UPDATE: I have now got around to checking my speculation about RWA and IQ and find I was spot-on. McNamara, P. "Where God and science meet" Vol. 1. Westport, Praeger. 2006. p. 42. report a correlation of -.37 between them in an adult twin sample
But let's get back to behaviour. Duckitt at one point does list what he sees as relevant behaviours:
(a) pressures to opinion uniformity among group members,
(b) endorsement of an autocratic leadership and decision making structure,
(c) intolerance of diversity in group composition
(that betokens the potentiality for dissent),
(d) rejection of opinion deviants and extolment of conformists,
(e) in-group favoritism and out-group derogation,
(f) attraction to groups (both in- and out-groups) possessing strong shared realities,
(g) conservatism and adherence to the group’s norms,
(h) loyalty to one’s in-group to the degree to which is constituted a ‘good’ shared reality provider.”
Any conservative would immediately identify that list of behaviours as what he encounters whenever he talks to Leftists, and to Warmists in particular.
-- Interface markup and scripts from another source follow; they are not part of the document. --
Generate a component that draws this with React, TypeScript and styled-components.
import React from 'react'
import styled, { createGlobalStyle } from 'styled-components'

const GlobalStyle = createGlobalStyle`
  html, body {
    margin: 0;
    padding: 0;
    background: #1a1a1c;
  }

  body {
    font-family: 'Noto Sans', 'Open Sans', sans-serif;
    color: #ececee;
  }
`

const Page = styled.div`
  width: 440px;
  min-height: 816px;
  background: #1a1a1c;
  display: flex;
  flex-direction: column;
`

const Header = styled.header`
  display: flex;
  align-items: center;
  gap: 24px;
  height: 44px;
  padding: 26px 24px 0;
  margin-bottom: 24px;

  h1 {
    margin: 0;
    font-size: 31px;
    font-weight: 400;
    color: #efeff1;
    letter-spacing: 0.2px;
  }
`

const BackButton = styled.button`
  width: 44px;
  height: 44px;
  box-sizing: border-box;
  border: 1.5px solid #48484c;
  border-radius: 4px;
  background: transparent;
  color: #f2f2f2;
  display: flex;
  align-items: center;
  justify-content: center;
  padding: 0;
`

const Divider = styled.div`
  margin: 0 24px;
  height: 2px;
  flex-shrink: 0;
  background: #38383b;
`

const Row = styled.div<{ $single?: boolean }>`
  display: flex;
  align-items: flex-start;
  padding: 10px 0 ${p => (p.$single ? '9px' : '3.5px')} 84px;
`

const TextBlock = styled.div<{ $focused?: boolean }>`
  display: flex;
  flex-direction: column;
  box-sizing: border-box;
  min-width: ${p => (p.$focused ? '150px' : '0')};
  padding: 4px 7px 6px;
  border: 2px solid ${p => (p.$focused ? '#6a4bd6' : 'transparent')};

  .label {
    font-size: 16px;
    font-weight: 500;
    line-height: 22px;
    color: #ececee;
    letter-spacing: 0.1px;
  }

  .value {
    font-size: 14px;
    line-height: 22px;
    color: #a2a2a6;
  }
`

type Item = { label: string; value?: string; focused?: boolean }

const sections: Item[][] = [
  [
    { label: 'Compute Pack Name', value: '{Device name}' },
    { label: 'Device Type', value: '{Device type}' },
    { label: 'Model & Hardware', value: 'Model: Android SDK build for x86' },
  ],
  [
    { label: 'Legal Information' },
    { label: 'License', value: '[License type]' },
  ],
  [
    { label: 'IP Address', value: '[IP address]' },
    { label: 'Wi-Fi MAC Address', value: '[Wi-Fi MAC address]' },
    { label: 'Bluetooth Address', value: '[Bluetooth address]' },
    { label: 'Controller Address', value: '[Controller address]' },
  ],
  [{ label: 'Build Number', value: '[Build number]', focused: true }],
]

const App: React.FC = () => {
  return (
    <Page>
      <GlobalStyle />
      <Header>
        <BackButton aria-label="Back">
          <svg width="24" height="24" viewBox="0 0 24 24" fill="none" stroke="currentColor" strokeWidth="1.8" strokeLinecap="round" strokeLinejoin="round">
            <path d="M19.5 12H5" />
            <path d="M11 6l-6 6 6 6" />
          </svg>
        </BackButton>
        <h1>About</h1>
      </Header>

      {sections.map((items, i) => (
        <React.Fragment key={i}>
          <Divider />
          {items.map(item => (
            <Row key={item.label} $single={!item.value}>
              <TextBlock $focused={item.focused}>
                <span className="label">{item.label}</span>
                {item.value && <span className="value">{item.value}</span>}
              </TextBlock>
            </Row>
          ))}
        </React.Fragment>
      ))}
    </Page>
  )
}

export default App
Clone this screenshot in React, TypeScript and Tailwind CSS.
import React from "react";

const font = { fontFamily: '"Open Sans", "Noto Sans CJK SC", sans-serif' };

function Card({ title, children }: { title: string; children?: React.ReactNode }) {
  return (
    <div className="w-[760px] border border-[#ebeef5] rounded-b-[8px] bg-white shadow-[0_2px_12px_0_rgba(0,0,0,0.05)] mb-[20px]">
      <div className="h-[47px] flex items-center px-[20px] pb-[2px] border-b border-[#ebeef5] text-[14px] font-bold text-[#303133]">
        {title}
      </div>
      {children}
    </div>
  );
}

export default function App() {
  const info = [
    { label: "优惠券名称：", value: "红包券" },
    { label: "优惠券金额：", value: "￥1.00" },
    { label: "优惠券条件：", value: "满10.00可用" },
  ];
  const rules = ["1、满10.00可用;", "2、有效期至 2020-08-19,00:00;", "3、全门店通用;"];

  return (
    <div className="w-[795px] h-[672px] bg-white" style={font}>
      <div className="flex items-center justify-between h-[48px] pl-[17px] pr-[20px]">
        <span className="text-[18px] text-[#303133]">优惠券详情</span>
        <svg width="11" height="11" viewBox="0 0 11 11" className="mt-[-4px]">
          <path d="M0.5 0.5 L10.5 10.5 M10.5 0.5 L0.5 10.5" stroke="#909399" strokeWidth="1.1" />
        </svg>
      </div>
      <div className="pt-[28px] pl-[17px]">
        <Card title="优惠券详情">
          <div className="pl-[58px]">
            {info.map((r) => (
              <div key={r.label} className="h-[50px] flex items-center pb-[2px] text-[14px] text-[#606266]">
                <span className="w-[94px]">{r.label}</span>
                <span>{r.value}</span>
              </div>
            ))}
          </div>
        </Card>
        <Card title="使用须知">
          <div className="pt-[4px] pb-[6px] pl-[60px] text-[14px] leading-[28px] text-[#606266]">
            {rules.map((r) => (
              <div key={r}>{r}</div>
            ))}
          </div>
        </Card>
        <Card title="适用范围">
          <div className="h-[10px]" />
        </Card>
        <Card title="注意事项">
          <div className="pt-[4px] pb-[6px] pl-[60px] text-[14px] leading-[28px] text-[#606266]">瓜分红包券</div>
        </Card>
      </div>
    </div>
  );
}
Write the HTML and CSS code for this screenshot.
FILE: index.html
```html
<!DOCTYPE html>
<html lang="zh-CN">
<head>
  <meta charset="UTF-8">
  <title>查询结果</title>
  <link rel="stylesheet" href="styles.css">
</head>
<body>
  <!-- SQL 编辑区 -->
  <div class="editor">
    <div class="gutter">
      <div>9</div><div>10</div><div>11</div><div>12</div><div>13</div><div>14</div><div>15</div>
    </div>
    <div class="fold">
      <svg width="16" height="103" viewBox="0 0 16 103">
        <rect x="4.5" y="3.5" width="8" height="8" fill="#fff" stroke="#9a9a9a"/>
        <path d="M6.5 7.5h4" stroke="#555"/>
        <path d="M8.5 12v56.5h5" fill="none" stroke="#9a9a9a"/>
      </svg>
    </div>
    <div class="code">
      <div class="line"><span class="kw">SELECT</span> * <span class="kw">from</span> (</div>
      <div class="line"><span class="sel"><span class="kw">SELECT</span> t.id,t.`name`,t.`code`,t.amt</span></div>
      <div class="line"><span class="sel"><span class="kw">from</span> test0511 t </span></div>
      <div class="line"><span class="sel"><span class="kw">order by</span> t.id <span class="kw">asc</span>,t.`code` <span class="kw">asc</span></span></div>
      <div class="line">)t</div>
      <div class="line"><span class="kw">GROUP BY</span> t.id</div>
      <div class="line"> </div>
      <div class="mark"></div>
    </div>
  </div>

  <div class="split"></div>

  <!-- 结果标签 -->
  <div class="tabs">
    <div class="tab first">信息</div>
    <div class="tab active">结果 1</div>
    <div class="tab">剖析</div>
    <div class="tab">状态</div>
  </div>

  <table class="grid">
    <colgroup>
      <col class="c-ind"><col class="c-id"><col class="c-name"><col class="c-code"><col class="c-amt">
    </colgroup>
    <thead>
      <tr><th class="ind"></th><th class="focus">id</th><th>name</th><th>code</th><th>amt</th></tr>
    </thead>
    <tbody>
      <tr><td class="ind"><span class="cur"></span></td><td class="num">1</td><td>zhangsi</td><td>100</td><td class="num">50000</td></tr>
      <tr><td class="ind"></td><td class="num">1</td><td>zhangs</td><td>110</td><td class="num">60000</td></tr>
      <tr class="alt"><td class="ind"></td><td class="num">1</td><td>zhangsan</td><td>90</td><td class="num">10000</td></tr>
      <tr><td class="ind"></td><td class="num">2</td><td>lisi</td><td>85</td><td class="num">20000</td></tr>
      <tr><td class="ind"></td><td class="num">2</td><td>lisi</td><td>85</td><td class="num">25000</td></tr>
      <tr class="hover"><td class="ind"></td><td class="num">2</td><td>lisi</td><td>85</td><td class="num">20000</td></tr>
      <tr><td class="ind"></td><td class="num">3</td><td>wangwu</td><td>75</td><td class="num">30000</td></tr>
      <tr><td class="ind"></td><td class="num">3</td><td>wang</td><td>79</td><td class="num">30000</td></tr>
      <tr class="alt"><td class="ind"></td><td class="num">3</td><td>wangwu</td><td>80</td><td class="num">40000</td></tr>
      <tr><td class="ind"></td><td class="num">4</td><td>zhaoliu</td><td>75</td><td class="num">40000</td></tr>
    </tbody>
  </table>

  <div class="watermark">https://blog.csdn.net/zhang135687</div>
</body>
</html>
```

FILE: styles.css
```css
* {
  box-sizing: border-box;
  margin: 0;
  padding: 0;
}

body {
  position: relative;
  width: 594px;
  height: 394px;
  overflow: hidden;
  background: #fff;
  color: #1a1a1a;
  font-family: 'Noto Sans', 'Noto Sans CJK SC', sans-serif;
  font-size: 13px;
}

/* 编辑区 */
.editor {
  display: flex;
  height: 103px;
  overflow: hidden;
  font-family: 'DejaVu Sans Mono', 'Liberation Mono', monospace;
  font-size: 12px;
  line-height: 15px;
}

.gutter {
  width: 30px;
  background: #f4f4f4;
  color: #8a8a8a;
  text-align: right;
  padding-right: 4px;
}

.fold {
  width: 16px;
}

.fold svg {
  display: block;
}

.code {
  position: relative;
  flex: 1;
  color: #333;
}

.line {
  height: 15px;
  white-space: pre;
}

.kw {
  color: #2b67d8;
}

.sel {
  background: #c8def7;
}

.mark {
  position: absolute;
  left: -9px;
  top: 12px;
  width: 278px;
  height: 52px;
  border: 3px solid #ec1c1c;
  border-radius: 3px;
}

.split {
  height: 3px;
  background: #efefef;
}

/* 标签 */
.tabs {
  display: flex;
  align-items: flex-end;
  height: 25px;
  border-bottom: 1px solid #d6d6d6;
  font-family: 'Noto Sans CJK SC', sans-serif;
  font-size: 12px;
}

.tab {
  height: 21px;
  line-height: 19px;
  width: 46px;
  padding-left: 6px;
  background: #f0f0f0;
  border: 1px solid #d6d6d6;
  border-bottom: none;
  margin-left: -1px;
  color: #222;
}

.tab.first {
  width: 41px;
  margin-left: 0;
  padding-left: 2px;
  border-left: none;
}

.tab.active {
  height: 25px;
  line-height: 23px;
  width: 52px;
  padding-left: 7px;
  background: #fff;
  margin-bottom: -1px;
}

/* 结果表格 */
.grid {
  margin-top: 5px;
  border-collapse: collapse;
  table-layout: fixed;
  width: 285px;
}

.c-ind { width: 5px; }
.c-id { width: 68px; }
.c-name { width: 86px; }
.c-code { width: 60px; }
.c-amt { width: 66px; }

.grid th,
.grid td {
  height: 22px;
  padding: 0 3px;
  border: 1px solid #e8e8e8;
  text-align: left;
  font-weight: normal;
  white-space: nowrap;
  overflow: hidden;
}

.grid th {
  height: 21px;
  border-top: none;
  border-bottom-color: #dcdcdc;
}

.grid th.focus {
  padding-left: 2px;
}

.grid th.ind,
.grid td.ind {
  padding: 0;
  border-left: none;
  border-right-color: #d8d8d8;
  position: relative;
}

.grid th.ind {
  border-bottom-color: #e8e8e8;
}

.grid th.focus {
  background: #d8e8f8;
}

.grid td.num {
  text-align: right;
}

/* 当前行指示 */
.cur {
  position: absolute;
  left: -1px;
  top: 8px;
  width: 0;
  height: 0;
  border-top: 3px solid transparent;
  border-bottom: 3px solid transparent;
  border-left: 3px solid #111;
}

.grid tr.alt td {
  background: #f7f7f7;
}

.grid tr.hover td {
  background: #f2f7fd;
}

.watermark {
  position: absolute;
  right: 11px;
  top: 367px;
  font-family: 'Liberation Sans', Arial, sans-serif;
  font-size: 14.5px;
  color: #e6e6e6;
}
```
Duckitt seems to think that those attributes define conservatives but I would like to see the evidence on that.
But conservatives and climate skeptics know from experience who behaves like that. If you want to encounter closed-mindedness just try to discuss the evidence for global warming with a Leftist. They just won't listen. They quote their supreme authority -- Al Gore -- and just get abusive if you talk about such things as the satellite temperature record. They are so closed-off that they usually don't even know the basic facts about global temperature. See below for how much the president of the Sierra club knows about it:
And see here and here for the sort of scholarly rejoinder that climate skeptics get from true believers. [/sarcasm]
And for the flood of Fascist-style attempts from the Left to suppress free speech, see here for just one recent summary.
So Duckitt is happy in his little world of weakly correlated attitude statements but whether they tell us anything about the world outside his window is very dubious. They certainly do not tell us that conservatives are either authoritarian or closed minded.